* **What to work on**
Copy out every line that contains "components".

* **Material**
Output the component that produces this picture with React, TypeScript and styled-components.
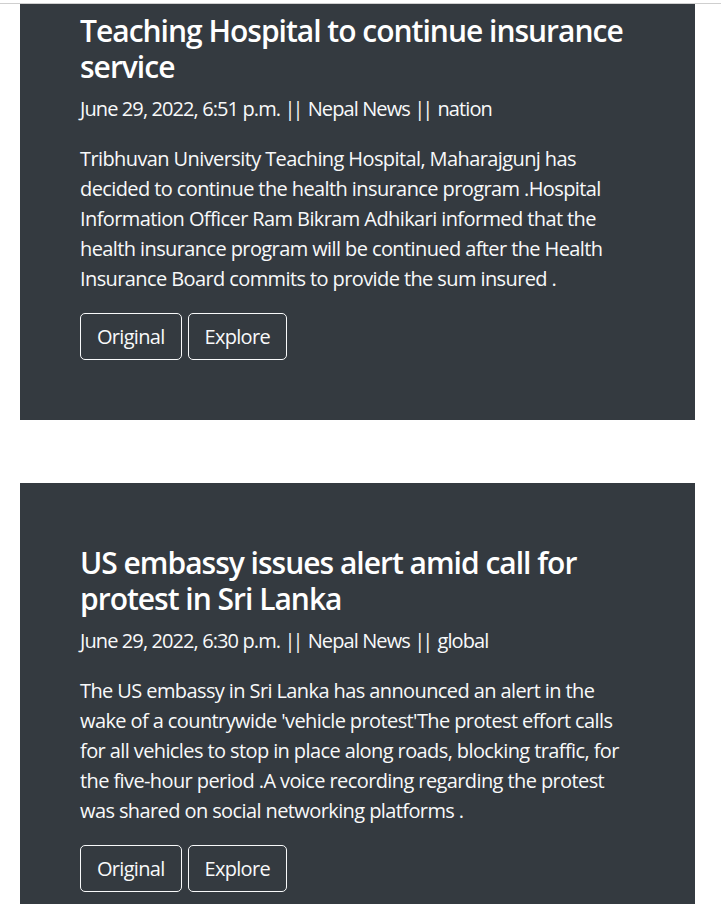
import * as React from 'react';
import styled, { createGlobalStyle } from 'styled-components';

interface Article {
  title: string;
  date: string;
  source: string;
  category: string;
  summary: string;
}

const articles: Article[] = [
  {
    title: 'Teaching Hospital to continue insurance service',
    date: 'June 29, 2022, 6:51 p.m.',
    source: 'Nepal News',
    category: 'nation',
    summary:
      'Tribhuvan University Teaching Hospital, Maharajgunj has decided to continue the health insurance program .Hospital Information Officer Ram Bikram Adhikari informed that the health insurance program will be continued after the Health Insurance Board commits to provide the sum insured .',
  },
  {
    title: 'US embassy issues alert amid call for protest in Sri Lanka',
    date: 'June 29, 2022, 6:30 p.m.',
    source: 'Nepal News',
    category: 'global',
    summary:
      "The US embassy in Sri Lanka has announced an alert in the wake of a countrywide 'vehicle protest'The protest effort calls for all vehicles to stop in place along roads, blocking traffic, for the five-hour period .A voice recording regarding the protest was shared on social networking platforms .",
  },
];

const GlobalStyle = createGlobalStyle`
  body {
    margin: 0;
    background: #fff;
    font-family: "Open Sans", "Noto Sans", sans-serif;
    color: #f8f9fa;
  }
`;

const TopBar = styled.div`
  height: 3px;
  border-bottom: 1px solid #cfcfcf;
`;

const Feed = styled.div`
  display: flex;
  flex-direction: column;
  gap: 63px;
  padding: 0 26px 0 20px;
`;

const Card = styled.section<{ $scrolled?: boolean }>`
  background: #343a40;
  padding: ${p => (p.$scrolled ? '9px' : '62px')} 60px 60px;
`;

const Title = styled.h2`
  margin: 0 0 9px;
  font-size: 30px;
  line-height: 36px;
  font-weight: 600;
  letter-spacing: -1px;
  color: #fff;
`;

const Meta = styled.p`
  margin: 0 0 20px;
  font-size: 20px;
  line-height: 30px;
  letter-spacing: -0.9px;
`;

const Bars = styled.span`
  letter-spacing: -3px;
  margin-right: 3px;
`;

const Summary = styled.p`
  margin: 0 0 19px;
  font-size: 20px;
  line-height: 30px;
  letter-spacing: -0.6px;
`;

const Actions = styled.div`
  display: flex;
  gap: 6px;
`;

const OutlineButton = styled.button`
  background: transparent;
  color: #f8f9fa;
  border: 1px solid #f8f9fa;
  border-radius: 5px;
  padding: 8px 16px;
  font-family: inherit;
  font-size: 20px;
  line-height: 29px;
  letter-spacing: -0.7px;
  cursor: pointer;
`;

export default function App() {
  return (
    <>
      <GlobalStyle />
      <TopBar />
      <Feed>
        {articles.map((a, i) => (
          <Card key={a.title} $scrolled={i === 0}>
            <Title>{a.title}</Title>
            <Meta>
              {a.date} <Bars>||</Bars> {a.source} <Bars>||</Bars> {a.category}
            </Meta>
            <Summary>{a.summary}</Summary>
            <Actions>
              <OutlineButton>Original</OutlineButton>
              <OutlineButton>Explore</OutlineButton>
            </Actions>
          </Card>
        ))}
      </Feed>
    </>
  );
}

* **Answer to this problem**
Output the component that produces this picture with React, TypeScript and styled-components.
import styled, { createGlobalStyle } from 'styled-components';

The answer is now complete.